■ Do this ■
Return the number of lines that contain the word "React", and return nothing else.

::::::::::

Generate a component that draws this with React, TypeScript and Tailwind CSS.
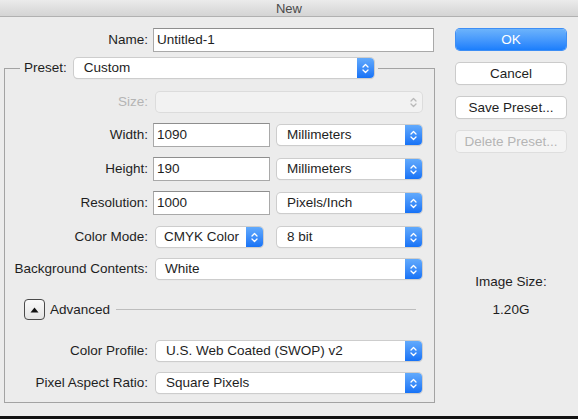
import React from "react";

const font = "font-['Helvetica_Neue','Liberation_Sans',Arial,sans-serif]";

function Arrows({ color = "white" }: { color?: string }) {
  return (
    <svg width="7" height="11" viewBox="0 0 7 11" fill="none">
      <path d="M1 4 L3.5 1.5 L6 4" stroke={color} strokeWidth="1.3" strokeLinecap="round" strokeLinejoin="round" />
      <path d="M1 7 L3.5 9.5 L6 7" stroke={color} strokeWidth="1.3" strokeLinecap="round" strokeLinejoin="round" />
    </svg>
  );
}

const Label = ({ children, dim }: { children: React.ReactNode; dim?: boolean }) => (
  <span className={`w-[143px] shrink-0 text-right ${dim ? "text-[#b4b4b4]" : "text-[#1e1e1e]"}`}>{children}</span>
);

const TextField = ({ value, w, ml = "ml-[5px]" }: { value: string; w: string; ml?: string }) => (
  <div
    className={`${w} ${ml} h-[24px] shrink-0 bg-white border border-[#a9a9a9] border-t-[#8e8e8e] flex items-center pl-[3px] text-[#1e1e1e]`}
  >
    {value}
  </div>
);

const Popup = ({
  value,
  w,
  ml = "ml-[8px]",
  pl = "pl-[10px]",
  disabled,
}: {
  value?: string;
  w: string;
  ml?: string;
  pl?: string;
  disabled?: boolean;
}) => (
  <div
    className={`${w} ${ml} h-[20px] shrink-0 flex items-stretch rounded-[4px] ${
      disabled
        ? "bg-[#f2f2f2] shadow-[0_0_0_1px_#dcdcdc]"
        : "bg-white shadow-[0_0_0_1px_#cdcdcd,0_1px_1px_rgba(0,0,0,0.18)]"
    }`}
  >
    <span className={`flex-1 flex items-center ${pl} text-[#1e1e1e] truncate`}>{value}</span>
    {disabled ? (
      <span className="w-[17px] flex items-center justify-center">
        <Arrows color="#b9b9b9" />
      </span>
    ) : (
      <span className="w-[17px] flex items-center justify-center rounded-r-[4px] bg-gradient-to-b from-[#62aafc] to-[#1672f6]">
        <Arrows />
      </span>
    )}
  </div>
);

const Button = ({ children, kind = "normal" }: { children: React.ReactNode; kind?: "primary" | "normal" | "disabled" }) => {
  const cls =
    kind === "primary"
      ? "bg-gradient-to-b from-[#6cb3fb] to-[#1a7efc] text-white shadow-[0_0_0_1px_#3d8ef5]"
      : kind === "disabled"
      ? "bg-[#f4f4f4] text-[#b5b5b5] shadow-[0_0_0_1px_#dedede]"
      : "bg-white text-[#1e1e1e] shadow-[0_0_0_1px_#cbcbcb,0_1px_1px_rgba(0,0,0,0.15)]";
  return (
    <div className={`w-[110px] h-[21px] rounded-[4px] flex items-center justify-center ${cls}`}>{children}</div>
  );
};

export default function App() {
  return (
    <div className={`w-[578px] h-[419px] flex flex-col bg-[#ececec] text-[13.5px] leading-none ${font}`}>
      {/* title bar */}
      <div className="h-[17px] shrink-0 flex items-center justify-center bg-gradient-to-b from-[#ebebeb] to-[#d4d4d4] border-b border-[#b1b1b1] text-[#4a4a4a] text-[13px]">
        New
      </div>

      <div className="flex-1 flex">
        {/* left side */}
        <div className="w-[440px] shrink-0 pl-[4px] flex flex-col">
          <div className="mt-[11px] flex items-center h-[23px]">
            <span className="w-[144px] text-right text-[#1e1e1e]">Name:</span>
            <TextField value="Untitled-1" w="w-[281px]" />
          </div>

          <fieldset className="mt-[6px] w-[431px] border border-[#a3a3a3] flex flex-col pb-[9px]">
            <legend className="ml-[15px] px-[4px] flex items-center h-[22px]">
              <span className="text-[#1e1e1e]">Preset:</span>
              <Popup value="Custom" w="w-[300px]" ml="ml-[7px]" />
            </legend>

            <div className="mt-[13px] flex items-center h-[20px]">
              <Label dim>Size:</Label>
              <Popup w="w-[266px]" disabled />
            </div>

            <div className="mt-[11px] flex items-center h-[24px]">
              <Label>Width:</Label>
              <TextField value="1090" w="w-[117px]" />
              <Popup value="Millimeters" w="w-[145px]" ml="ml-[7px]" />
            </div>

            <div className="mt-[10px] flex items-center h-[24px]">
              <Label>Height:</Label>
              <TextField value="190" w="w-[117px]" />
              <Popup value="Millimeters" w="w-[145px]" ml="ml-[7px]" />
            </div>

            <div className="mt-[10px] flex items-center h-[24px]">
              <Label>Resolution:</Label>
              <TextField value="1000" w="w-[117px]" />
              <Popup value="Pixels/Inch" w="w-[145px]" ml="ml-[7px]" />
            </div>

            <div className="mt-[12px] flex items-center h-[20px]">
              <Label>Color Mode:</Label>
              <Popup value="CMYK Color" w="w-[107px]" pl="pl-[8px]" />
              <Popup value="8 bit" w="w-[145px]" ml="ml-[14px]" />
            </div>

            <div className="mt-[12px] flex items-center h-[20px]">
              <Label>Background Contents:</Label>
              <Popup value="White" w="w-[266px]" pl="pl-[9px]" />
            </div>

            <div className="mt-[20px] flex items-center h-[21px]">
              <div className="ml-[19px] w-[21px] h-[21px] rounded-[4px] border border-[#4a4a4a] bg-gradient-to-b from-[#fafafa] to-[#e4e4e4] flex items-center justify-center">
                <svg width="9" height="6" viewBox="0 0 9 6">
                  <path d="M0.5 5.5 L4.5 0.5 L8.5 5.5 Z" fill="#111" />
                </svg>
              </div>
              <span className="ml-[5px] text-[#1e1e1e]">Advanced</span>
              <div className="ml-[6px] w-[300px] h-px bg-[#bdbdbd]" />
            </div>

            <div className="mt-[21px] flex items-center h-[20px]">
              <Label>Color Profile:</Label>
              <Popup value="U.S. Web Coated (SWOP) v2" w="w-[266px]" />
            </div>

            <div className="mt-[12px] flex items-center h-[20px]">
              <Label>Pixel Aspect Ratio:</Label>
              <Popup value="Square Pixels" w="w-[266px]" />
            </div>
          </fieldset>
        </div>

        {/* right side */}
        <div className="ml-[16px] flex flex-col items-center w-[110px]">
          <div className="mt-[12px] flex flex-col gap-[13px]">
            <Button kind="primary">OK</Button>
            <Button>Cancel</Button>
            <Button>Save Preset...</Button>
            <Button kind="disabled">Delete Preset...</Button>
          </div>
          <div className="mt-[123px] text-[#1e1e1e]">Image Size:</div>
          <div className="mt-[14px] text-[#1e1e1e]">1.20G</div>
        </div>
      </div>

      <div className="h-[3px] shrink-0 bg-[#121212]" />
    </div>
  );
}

::::::::::

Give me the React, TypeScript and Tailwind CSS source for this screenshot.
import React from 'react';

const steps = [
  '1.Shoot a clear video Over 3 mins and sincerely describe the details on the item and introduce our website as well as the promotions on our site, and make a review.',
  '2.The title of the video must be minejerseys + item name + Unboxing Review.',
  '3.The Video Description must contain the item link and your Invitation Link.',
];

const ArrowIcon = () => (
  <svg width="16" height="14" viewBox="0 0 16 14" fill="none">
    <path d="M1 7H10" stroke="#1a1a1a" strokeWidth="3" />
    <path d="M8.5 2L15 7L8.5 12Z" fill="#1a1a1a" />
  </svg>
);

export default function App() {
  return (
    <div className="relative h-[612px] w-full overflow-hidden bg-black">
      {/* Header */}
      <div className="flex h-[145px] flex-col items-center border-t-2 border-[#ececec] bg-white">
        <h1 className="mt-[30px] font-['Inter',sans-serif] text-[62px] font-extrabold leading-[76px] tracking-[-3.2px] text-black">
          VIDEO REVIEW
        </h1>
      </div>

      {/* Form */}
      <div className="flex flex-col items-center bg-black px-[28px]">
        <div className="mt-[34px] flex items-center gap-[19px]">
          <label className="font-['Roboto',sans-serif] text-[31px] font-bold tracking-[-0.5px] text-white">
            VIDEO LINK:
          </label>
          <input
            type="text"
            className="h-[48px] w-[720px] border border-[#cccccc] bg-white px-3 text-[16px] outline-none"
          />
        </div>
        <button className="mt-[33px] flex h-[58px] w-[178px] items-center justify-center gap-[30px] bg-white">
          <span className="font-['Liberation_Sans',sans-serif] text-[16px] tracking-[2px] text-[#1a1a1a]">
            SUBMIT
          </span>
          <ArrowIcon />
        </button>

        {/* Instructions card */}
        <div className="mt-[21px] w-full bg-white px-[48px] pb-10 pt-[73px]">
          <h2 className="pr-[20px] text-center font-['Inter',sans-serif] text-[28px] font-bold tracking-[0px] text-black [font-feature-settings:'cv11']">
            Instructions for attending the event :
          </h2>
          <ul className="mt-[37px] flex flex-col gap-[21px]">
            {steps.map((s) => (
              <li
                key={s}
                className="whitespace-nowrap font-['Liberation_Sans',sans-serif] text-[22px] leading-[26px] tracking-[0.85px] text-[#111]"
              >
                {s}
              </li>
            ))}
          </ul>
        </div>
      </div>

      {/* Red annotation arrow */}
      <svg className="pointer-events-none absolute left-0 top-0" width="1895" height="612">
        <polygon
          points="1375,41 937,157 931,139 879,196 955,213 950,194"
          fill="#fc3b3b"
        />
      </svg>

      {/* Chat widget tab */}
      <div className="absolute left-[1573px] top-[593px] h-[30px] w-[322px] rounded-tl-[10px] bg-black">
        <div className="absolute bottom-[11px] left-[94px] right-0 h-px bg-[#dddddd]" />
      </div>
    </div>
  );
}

::::::::::

■ Final result ■
6